**SUPPLIED MATERIAL:**
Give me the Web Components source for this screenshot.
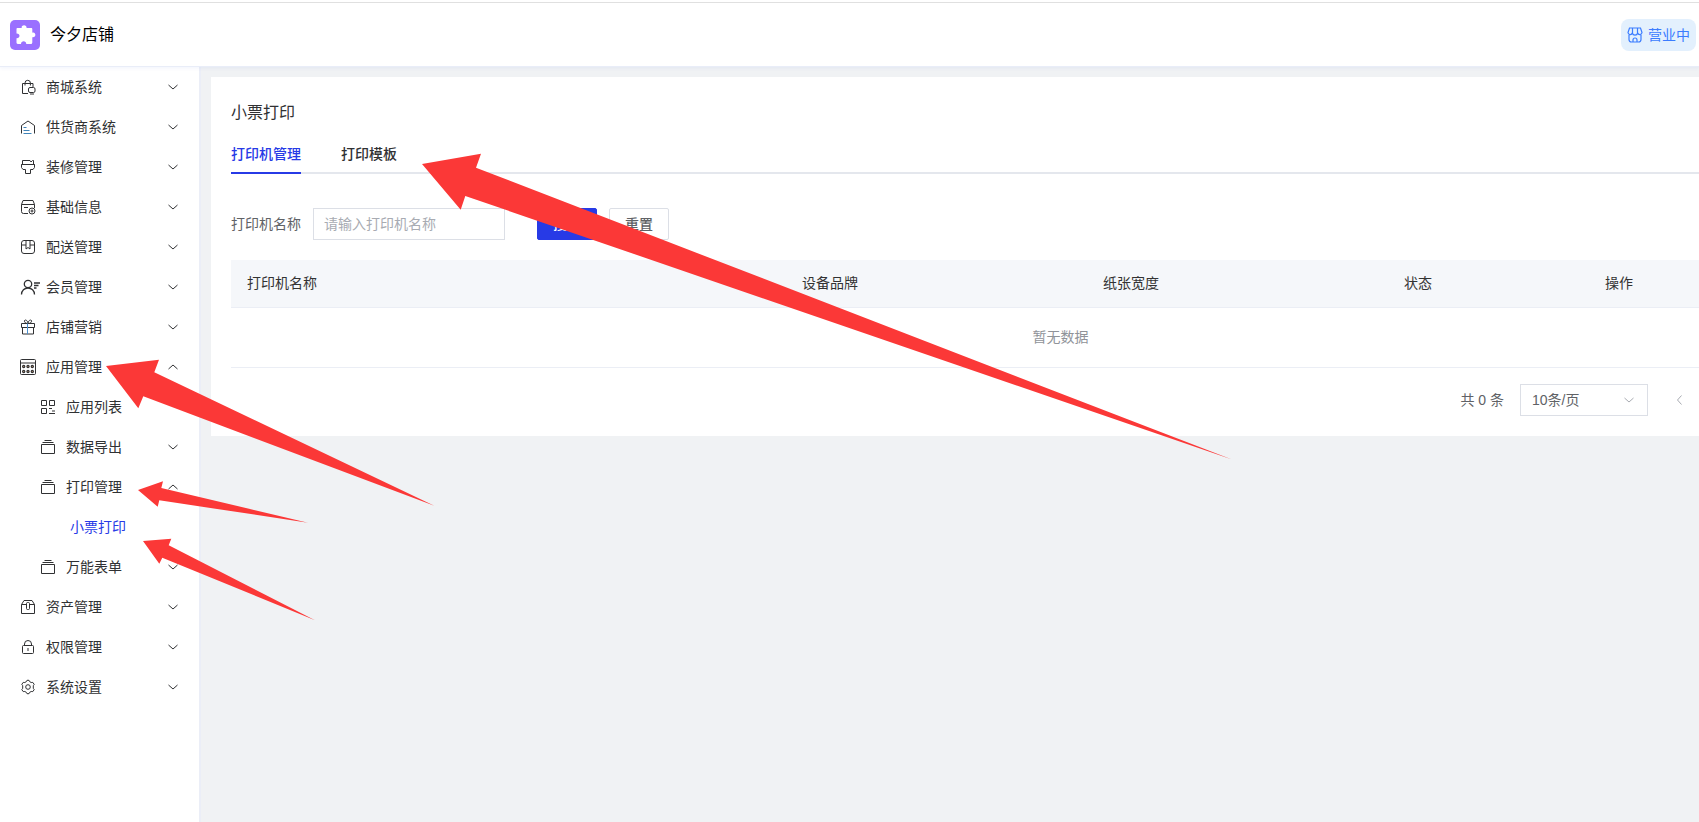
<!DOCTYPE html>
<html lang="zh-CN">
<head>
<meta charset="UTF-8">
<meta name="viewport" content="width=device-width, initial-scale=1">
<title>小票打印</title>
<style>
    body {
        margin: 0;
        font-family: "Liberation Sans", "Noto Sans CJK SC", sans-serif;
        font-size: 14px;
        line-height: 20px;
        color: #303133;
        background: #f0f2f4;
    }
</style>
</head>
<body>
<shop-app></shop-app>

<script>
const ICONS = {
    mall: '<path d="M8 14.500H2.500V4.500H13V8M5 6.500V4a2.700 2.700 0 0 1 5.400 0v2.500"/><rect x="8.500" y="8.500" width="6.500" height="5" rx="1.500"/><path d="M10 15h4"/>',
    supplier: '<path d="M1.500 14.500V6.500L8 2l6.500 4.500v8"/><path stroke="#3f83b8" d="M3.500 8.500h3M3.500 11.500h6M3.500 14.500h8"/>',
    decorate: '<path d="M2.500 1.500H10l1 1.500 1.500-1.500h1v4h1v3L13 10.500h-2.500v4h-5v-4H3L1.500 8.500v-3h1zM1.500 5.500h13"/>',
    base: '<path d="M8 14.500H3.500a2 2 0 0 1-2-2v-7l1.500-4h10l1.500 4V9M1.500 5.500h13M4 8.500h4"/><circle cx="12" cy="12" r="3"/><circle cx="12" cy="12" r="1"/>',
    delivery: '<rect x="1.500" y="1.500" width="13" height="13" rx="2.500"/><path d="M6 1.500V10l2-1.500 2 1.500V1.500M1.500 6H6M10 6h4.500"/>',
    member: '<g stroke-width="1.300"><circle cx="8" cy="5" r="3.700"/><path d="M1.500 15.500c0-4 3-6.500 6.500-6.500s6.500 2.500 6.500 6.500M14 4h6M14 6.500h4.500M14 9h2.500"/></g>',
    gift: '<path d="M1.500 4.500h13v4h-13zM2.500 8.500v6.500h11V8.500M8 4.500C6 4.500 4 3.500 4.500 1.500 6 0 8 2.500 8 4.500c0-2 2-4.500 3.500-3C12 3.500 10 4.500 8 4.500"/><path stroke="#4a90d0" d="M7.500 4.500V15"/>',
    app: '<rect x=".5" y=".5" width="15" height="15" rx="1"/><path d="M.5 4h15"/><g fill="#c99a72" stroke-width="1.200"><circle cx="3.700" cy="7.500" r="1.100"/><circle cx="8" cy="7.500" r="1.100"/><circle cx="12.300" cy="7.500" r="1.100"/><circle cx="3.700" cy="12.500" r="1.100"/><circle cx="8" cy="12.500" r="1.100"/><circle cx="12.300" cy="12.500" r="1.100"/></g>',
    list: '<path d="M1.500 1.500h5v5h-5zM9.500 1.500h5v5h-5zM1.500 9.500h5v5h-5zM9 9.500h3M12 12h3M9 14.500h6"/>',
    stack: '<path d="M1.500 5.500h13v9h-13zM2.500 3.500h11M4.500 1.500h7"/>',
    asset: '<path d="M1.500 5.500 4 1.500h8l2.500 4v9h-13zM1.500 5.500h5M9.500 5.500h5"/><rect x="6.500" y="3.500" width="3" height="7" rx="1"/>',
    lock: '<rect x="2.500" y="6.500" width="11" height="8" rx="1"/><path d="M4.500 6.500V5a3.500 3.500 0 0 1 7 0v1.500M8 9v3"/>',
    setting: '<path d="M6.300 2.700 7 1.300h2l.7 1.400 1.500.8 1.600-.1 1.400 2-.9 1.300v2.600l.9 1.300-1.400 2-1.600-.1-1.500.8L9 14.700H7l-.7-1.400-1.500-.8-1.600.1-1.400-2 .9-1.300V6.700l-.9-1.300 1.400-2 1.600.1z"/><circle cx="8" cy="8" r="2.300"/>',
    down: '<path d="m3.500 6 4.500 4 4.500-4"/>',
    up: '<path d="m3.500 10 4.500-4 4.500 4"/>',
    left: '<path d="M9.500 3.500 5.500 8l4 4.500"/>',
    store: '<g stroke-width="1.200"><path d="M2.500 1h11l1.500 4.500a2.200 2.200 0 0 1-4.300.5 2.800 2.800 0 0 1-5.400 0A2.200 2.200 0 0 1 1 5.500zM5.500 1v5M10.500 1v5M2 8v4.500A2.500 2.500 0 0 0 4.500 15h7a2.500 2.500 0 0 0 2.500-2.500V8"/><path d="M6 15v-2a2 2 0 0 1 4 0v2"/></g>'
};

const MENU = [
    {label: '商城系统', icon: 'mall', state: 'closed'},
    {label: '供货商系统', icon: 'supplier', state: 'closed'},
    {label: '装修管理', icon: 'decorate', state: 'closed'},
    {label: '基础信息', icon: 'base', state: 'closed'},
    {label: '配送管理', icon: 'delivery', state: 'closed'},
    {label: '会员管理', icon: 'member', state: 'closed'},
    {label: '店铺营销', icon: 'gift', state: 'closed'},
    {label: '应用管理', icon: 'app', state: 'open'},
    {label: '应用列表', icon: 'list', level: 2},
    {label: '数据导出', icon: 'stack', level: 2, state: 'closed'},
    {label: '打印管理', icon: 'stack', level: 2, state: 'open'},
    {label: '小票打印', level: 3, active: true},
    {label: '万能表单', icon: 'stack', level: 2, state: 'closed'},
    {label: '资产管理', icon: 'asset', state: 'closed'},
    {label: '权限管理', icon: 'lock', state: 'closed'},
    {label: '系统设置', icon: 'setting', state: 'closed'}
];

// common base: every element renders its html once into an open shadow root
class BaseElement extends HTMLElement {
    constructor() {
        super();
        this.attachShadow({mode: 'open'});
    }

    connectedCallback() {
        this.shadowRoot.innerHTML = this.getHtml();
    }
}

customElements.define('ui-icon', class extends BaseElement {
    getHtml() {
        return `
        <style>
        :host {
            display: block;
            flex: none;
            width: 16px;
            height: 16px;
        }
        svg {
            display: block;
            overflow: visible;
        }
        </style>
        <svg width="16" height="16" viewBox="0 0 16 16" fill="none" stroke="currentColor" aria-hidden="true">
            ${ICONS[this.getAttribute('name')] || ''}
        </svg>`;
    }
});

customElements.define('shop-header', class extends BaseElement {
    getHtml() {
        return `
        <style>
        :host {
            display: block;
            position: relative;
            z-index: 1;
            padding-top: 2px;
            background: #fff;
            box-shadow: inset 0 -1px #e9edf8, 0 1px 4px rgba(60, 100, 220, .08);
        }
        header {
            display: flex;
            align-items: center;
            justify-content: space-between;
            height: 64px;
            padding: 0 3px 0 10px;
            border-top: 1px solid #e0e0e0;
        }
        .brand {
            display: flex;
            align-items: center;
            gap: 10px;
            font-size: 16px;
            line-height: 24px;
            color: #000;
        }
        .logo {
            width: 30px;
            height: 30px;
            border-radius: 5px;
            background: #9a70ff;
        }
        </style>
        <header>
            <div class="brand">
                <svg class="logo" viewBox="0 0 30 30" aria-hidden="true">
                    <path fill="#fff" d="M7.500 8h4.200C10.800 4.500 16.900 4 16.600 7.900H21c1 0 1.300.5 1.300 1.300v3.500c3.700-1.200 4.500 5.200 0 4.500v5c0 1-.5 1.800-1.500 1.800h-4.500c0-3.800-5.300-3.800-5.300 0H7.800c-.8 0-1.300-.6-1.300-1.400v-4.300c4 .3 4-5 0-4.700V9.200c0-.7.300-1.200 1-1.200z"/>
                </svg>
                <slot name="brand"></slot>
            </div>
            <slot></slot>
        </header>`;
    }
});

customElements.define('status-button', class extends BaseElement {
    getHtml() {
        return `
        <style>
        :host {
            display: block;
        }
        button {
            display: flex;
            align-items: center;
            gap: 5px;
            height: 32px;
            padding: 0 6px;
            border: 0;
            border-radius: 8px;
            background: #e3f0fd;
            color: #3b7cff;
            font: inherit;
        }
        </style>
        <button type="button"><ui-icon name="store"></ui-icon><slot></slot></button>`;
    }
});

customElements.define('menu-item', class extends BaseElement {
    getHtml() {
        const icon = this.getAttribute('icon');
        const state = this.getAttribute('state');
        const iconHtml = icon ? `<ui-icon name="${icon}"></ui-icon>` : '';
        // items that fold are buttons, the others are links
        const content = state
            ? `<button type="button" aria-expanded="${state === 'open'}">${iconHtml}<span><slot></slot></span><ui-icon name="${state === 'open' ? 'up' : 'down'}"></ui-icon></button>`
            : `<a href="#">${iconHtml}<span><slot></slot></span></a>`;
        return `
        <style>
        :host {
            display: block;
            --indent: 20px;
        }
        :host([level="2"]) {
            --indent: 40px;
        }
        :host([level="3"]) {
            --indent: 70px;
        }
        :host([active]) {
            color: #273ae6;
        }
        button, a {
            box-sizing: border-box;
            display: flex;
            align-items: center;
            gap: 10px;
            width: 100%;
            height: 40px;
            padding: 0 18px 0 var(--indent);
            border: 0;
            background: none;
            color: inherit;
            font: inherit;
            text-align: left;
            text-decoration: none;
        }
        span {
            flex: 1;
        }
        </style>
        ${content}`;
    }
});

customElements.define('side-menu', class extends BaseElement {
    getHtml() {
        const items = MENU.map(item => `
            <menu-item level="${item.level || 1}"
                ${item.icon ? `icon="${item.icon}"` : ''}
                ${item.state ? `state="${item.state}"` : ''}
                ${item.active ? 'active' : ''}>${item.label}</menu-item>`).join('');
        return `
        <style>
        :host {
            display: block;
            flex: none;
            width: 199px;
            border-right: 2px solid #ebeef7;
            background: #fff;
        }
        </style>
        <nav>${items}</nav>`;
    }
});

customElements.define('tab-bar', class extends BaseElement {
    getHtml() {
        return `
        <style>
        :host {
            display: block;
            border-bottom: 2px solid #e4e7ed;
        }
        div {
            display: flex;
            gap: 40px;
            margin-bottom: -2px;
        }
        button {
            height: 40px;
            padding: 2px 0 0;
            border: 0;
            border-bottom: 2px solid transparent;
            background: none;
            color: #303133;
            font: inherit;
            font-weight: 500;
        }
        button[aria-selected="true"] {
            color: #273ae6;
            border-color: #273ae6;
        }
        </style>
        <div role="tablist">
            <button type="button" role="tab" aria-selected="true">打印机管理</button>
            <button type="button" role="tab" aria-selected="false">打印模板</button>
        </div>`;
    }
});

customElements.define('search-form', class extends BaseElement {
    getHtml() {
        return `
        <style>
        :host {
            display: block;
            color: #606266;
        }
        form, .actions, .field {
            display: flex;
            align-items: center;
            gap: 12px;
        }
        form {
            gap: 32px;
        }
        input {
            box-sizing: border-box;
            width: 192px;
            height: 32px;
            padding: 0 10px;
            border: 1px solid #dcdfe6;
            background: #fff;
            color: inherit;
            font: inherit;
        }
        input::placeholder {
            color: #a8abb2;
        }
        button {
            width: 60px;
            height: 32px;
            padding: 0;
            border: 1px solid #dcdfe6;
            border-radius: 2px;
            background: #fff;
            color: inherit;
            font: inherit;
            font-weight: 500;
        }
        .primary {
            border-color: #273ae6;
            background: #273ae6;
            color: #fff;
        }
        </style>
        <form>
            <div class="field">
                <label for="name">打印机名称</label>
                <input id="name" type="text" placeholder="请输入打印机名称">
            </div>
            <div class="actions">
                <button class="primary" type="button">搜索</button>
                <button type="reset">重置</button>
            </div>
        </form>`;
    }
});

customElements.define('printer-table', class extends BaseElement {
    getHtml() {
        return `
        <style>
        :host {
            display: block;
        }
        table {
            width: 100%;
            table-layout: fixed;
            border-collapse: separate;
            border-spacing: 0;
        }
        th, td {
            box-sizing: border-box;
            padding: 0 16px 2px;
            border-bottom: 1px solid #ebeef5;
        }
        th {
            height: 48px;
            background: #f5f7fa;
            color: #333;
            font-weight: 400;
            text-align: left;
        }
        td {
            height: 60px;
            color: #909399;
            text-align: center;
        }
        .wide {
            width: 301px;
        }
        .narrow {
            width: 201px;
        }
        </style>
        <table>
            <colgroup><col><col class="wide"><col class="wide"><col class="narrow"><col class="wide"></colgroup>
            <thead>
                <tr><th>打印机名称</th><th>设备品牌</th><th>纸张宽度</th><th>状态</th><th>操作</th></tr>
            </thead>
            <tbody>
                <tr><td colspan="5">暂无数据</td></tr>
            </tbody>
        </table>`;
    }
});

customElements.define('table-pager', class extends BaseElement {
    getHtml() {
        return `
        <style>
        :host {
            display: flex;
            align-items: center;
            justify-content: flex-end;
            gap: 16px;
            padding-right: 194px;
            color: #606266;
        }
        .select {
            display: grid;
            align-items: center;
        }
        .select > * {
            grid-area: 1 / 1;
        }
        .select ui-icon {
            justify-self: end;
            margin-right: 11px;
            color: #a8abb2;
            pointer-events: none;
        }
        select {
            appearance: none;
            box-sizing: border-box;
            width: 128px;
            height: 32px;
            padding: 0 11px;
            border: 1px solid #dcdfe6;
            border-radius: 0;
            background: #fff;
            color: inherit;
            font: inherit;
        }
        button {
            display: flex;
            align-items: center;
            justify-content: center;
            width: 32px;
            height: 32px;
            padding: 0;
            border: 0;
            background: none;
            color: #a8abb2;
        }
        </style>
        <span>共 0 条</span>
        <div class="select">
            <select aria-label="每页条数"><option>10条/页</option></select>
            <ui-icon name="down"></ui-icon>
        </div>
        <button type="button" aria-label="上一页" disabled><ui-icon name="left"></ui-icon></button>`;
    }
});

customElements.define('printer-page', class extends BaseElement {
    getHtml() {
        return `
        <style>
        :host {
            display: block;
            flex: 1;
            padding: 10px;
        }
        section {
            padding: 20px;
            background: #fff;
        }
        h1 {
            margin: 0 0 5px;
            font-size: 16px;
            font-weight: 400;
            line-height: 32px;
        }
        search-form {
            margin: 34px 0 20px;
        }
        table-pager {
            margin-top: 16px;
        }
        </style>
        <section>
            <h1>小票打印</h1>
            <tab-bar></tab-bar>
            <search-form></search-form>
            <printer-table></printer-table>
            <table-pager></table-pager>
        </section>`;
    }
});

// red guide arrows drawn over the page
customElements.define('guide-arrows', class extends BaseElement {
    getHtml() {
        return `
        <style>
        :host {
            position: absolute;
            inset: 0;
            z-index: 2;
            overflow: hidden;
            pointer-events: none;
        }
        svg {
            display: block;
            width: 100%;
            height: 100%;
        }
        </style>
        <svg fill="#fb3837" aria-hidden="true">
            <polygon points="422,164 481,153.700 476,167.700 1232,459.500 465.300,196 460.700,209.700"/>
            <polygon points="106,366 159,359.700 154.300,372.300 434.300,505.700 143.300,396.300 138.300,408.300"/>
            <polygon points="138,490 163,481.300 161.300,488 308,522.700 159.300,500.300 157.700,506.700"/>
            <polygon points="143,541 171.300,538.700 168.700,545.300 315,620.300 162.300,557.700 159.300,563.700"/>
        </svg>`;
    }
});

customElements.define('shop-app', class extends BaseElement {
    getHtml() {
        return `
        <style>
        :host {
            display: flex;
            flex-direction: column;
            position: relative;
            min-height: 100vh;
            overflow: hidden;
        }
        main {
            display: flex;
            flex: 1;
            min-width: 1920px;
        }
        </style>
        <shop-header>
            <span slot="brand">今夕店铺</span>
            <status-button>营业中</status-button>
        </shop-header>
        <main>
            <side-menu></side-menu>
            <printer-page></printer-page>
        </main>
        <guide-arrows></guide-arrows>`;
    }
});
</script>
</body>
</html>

**EXERCISE DIRECTIONS:**
From the first line above through the line containing "<shop-app></shop-app>", copy everything exactly, without the pictures.

**ANSWER FOR THIS EXERCISE:**
Give me the Web Components source for this screenshot.
<!DOCTYPE html>
<html lang="zh-CN">
<head>
<meta charset="UTF-8">
<meta name="viewport" content="width=device-width, initial-scale=1">
<title>小票打印</title>
<style>
    body {
        margin: 0;
        font-family: "Liberation Sans", "Noto Sans CJK SC", sans-serif;
        font-size: 14px;
        line-height: 20px;
        color: #303133;
        background: #f0f2f4;
    }
</style>
</head>
<body>
<shop-app></shop-app>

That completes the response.